■ **Stated exercise**: Extract the whole listing as it stands. Do not include the pictures.

■ **Raw data**:
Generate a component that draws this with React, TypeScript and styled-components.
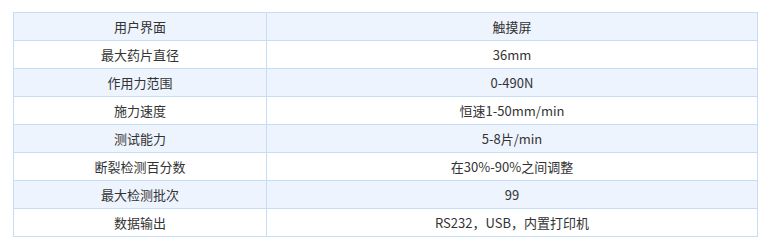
import { createGlobalStyle, styled } from "styled-components";

const GlobalStyle = createGlobalStyle`
  html, body {
    margin: 0;
    padding: 0;
    background: #ffffff;
  }
  body {
    font-family: "Noto Sans CJK SC", "Noto Sans", sans-serif;
  }
`;

const Wrapper = styled.div`
  padding: 12px 13px;
`;

const SpecTable = styled.table`
  width: 745px;
  border-collapse: collapse;
  table-layout: fixed;
`;

const Row = styled.tr<{ $striped: boolean }>`
  background-color: ${(p) => (p.$striped ? "#eef4fe" : "#ffffff")};
`;

const Cell = styled.td<{ $first?: boolean }>`
  width: ${(p) => (p.$first ? "252px" : "auto")};
  height: 27px;
  padding: 0;
  border: 1px solid #c6ddf6;
  text-align: center;
  vertical-align: middle;
  font-size: 13px;
  line-height: 27px;
  color: #333333;
`;

const specs: [string, string][] = [
  ["用户界面", "触摸屏"],
  ["最大药片直径", "36mm"],
  ["作用力范围", "0-490N"],
  ["施力速度", "恒速1-50mm/min"],
  ["测试能力", "5-8片/min"],
  ["断裂检测百分数", "在30%-90%之间调整"],
  ["最大检测批次", "99"],
  ["数据输出", "RS232，USB，内置打印机"],
];

export default function App() {
  return (
    <Wrapper>
      <GlobalStyle />
      <SpecTable>
        <tbody>
          {specs.map(([label, value], i) => (
            <Row key={label} $striped={i % 2 === 0}>
              <Cell $first>{label}</Cell>
              <Cell>{value}</Cell>
            </Row>
          ))}
        </tbody>
      </SpecTable>
    </Wrapper>
  );
}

■ **Task output**:
Generate a component that draws this with React, TypeScript and styled-components.
import { createGlobalStyle, styled } from "styled-components";

const GlobalStyle = createGlobalStyle`
  html, body {
    margin: 0;
    padding: 0;
    background: #ffffff;
  }
  body {
    font-family: "Noto Sans CJK SC", "Noto Sans", sans-serif;
  }
`;

const Wrapper = styled.div`
  padding: 12px 13px;
`;

const SpecTable = styled.table`
  width: 745px;
  border-collapse: collapse;
  table-layout: fixed;
`;

const Row = styled.tr<{ $striped: boolean }>`
  background-color: ${(p) => (p.$striped ? "#eef4fe" : "#ffffff")};
`;

const Cell = styled.td<{ $first?: boolean }>`
  width: ${(p) => (p.$first ? "252px" : "auto")};
  height: 27px;
  padding: 0;
  border: 1px solid #c6ddf6;
  text-align: center;
  vertical-align: middle;
  font-size: 13px;
  line-height: 27px;
  color: #333333;
`;

const specs: [string, string][] = [
  ["用户界面", "触摸屏"],
  ["最大药片直径", "36mm"],
  ["作用力范围", "0-490N"],
  ["施力速度", "恒速1-50mm/min"],
  ["测试能力", "5-8片/min"],
  ["断裂检测百分数", "在30%-90%之间调整"],
  ["最大检测批次", "99"],
  ["数据输出", "RS232，USB，内置打印机"],
];

export default function App() {
  return (
    <Wrapper>
      <GlobalStyle />
      <SpecTable>
        <tbody>
          {specs.map(([label, value], i) => (
            <Row key={label} $striped={i % 2 === 0}>
              <Cell $first>{label}</Cell>
              <Cell>{value}</Cell>
            </Row>
          ))}
        </tbody>
      </SpecTable>
    </Wrapper>
  );
}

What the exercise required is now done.